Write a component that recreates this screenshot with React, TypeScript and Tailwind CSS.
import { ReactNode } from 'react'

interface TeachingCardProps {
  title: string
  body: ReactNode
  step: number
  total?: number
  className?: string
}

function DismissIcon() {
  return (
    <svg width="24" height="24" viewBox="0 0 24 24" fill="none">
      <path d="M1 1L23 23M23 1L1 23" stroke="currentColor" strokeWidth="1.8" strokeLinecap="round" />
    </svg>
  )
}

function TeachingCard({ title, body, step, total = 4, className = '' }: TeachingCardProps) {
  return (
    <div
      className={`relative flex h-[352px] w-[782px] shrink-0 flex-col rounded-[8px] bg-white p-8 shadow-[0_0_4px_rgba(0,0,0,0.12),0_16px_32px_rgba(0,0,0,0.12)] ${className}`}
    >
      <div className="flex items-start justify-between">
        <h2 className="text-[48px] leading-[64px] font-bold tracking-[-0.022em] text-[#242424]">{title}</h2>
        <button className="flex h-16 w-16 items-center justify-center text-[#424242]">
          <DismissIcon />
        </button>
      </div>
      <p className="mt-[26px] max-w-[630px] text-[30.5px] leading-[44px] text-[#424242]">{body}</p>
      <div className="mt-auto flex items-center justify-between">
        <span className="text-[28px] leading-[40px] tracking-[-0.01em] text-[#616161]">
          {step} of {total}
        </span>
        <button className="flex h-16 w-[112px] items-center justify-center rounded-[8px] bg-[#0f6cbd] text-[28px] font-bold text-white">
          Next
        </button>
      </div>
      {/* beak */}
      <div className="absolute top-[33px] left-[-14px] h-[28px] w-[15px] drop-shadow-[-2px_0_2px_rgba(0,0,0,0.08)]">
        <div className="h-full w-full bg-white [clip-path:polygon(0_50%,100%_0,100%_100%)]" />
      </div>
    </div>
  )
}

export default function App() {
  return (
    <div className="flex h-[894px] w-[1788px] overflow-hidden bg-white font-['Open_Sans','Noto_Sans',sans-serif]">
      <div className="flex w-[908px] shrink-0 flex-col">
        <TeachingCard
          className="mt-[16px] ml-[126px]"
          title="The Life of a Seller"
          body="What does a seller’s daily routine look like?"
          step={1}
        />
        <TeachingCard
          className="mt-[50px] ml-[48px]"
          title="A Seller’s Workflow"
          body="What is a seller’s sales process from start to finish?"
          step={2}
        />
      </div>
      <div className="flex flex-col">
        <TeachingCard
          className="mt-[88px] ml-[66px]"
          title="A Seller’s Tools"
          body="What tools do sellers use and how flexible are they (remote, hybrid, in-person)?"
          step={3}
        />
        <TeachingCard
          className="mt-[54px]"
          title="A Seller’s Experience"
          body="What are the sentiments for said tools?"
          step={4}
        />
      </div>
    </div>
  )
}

* * *

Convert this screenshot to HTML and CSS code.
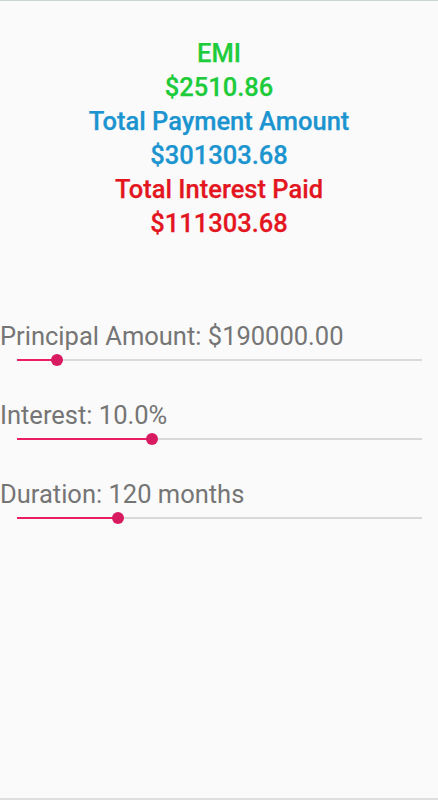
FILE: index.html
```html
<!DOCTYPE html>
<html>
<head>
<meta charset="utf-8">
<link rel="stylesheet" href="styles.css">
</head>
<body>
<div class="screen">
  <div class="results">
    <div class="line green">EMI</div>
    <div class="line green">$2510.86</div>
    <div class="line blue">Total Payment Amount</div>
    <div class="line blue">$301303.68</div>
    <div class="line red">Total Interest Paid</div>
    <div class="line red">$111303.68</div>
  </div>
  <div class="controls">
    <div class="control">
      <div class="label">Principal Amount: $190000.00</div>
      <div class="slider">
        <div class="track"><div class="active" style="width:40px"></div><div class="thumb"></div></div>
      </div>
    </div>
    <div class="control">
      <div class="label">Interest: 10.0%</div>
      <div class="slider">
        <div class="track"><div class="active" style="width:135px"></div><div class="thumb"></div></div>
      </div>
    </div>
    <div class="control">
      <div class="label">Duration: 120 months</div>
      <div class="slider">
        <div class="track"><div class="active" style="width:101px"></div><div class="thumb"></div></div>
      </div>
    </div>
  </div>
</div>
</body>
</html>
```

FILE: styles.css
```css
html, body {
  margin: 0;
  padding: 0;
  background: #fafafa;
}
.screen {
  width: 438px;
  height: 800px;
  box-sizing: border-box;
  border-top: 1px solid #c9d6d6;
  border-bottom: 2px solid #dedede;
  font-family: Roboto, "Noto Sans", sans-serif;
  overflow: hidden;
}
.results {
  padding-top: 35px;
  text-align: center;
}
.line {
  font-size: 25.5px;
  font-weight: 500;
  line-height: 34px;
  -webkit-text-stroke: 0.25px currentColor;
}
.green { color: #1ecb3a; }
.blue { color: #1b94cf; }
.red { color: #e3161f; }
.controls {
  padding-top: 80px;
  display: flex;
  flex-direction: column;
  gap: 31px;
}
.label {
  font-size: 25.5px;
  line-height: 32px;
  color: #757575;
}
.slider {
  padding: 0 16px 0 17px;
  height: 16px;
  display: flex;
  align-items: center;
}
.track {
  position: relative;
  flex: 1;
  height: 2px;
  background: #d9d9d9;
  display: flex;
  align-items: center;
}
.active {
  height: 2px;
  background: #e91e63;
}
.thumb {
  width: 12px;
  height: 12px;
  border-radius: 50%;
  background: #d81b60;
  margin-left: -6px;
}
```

--

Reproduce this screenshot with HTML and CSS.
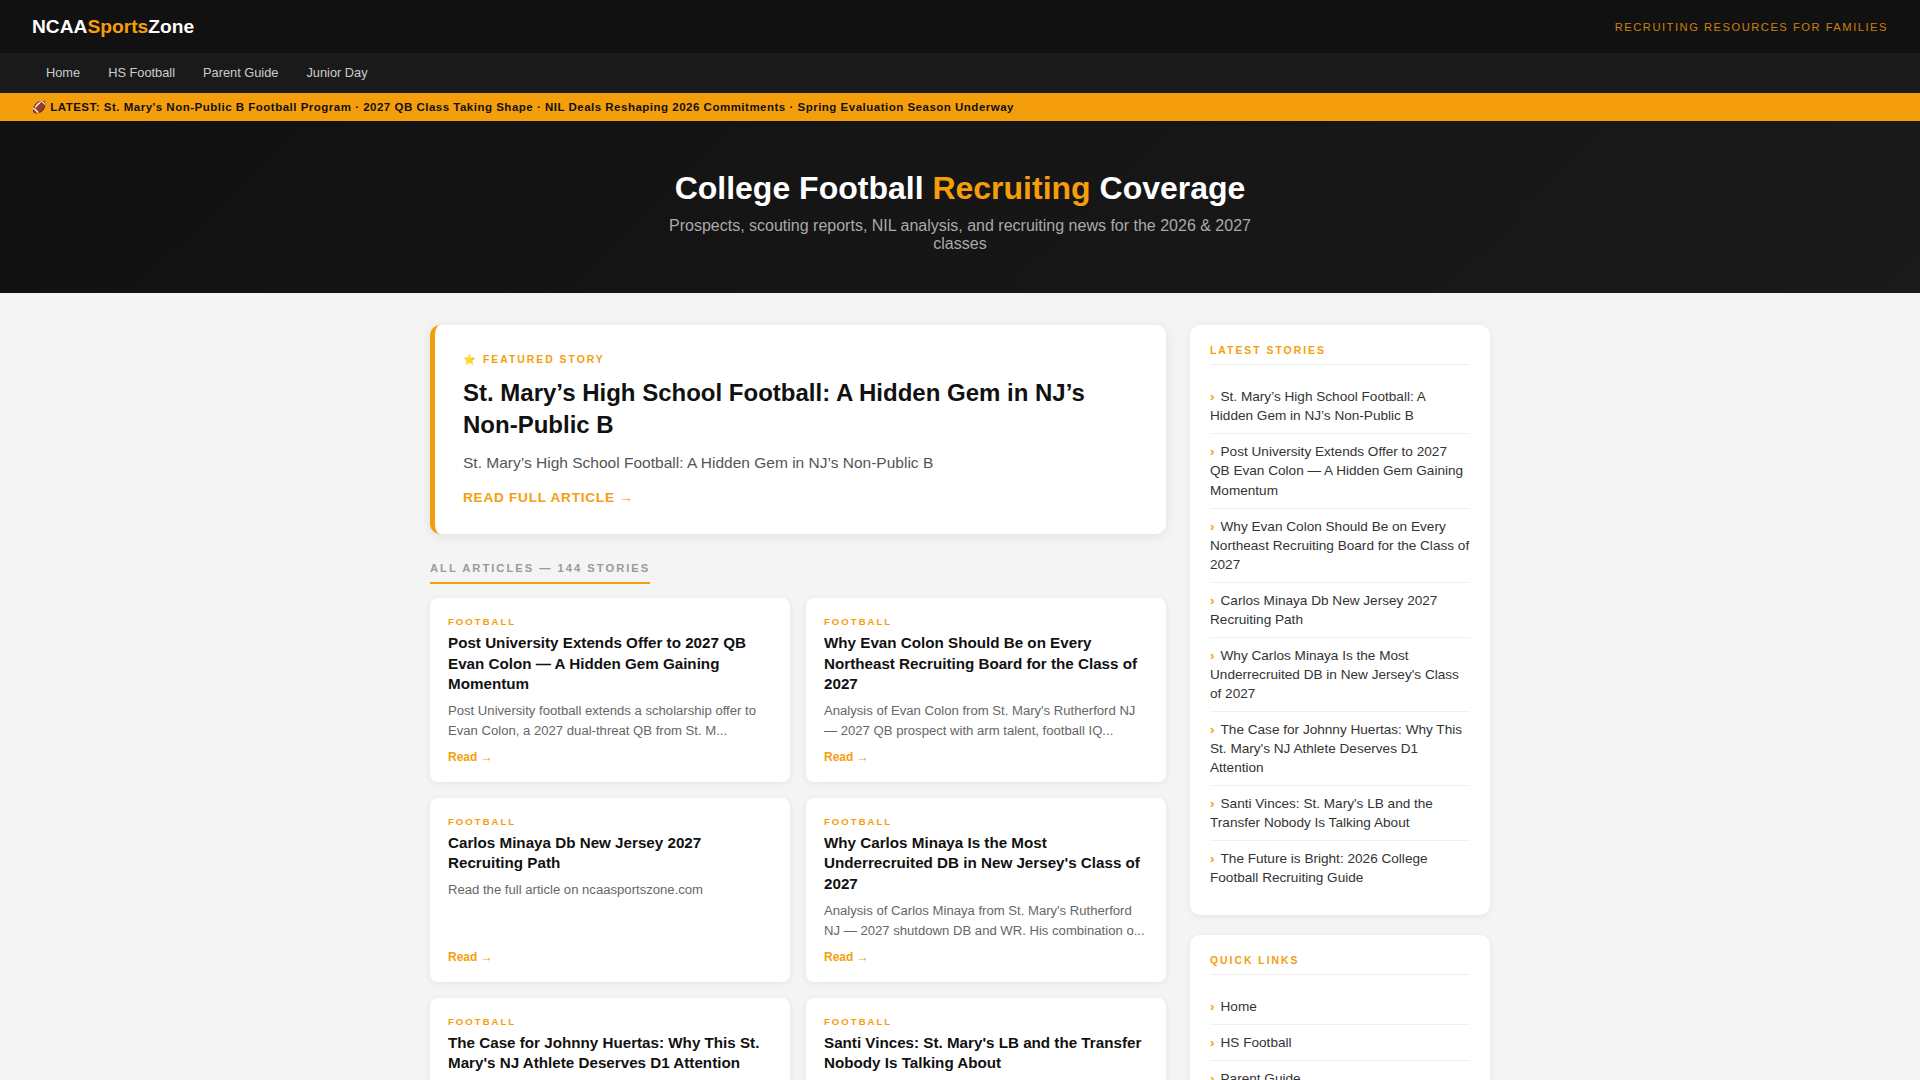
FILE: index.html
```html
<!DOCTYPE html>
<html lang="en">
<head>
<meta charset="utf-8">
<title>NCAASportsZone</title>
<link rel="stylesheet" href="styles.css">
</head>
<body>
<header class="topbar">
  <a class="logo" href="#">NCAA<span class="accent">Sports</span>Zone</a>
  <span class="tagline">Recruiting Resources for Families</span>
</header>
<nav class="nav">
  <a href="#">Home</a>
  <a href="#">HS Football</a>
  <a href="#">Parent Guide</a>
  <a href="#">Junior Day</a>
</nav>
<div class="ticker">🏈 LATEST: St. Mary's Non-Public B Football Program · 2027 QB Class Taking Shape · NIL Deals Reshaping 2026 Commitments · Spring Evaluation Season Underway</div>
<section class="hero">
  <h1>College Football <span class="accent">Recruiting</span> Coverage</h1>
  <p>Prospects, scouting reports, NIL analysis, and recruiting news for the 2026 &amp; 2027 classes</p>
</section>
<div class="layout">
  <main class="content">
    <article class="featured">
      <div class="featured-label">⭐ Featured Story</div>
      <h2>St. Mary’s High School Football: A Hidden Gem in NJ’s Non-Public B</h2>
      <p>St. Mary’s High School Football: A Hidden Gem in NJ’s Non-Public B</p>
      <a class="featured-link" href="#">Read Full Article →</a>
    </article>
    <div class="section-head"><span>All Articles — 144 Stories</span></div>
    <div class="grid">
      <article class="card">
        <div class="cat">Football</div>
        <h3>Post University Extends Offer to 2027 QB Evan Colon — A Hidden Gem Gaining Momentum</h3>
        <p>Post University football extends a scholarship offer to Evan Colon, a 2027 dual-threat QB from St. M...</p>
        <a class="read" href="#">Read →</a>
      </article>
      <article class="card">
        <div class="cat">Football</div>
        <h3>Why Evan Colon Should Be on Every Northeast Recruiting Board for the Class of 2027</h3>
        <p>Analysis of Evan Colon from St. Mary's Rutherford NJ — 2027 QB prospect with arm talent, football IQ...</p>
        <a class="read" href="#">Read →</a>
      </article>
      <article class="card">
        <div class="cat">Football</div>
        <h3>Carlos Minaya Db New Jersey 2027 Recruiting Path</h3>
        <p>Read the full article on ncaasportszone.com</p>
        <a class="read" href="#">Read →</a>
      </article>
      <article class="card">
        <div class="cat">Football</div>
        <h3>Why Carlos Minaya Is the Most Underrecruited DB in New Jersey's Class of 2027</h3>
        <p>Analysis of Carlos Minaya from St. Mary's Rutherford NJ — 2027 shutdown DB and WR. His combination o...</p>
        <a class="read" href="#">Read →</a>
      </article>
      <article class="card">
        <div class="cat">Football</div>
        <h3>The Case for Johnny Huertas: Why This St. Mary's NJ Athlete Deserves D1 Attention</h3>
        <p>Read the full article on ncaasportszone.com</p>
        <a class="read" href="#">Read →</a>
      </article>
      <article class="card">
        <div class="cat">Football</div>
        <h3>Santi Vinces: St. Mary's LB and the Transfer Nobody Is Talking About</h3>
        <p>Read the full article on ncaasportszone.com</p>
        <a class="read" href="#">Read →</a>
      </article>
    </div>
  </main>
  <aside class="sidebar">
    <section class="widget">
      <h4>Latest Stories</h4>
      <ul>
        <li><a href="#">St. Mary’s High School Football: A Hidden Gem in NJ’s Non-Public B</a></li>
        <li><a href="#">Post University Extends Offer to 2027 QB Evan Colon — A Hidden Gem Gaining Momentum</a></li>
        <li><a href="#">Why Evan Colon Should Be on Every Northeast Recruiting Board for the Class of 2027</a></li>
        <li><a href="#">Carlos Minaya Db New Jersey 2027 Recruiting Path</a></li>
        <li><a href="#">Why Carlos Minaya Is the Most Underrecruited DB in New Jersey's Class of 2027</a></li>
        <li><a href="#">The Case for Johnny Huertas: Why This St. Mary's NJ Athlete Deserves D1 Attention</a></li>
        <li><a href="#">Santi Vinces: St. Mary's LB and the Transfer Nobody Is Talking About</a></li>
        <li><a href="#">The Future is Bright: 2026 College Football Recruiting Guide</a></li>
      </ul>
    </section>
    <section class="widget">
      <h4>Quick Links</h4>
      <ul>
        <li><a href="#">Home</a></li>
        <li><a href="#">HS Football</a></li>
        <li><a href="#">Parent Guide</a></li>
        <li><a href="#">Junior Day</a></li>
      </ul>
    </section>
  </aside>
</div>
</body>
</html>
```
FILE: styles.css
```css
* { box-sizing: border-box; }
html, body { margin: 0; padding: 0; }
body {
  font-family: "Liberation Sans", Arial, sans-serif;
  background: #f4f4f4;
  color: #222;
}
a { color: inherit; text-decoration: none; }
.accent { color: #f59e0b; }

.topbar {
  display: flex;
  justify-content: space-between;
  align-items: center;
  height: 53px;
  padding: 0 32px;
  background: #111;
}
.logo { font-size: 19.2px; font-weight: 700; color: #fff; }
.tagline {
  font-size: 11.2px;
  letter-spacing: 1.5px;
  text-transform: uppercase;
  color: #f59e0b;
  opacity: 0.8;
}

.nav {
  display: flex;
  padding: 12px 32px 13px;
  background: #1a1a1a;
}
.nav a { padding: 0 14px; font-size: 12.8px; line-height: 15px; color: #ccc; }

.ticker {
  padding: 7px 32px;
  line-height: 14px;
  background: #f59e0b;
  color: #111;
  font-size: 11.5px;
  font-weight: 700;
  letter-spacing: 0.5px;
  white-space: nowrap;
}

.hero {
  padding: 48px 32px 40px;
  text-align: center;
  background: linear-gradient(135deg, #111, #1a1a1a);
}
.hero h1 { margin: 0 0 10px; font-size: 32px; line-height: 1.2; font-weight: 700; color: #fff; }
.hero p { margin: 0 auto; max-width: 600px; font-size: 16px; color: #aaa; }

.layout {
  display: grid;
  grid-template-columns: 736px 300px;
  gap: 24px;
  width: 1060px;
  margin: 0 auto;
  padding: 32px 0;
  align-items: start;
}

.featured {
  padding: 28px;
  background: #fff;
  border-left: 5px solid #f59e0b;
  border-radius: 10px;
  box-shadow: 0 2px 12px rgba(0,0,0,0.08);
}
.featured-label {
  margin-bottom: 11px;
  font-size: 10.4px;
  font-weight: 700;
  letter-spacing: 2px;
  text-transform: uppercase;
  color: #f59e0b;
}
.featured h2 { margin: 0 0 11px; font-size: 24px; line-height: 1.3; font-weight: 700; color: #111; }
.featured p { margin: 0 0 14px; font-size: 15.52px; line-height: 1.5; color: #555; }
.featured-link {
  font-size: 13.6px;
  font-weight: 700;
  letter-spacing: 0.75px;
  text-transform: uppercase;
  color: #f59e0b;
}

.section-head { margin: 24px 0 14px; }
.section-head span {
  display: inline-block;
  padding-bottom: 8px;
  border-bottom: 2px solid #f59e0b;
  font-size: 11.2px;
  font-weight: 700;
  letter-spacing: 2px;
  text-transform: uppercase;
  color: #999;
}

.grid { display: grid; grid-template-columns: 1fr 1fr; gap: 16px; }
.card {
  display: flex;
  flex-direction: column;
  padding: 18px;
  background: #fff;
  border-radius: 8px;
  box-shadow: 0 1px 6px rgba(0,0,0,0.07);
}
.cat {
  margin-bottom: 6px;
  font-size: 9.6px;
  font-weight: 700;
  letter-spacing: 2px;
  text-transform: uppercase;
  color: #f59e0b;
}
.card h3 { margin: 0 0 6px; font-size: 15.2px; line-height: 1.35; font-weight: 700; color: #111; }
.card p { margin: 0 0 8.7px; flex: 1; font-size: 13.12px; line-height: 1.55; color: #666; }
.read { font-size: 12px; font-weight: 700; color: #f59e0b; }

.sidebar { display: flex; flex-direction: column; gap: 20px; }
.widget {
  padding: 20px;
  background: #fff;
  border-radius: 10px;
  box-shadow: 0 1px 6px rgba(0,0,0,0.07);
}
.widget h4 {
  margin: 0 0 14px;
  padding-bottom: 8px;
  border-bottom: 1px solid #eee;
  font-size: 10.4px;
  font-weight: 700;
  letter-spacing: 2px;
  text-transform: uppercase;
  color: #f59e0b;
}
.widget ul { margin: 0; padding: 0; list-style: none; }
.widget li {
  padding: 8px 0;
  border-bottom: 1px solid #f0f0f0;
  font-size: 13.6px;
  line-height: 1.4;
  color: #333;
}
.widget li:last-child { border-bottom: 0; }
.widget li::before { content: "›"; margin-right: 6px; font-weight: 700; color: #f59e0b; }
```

Exercise objective — Copy all the lines above that hold the string "with".

Result —
Write a component that recreates this screenshot with React, TypeScript and Tailwind CSS.
Reproduce this screenshot with HTML and CSS.
        <p>Analysis of Evan Colon from St. Mary's Rutherford NJ — 2027 QB prospect with arm talent, football IQ...</p>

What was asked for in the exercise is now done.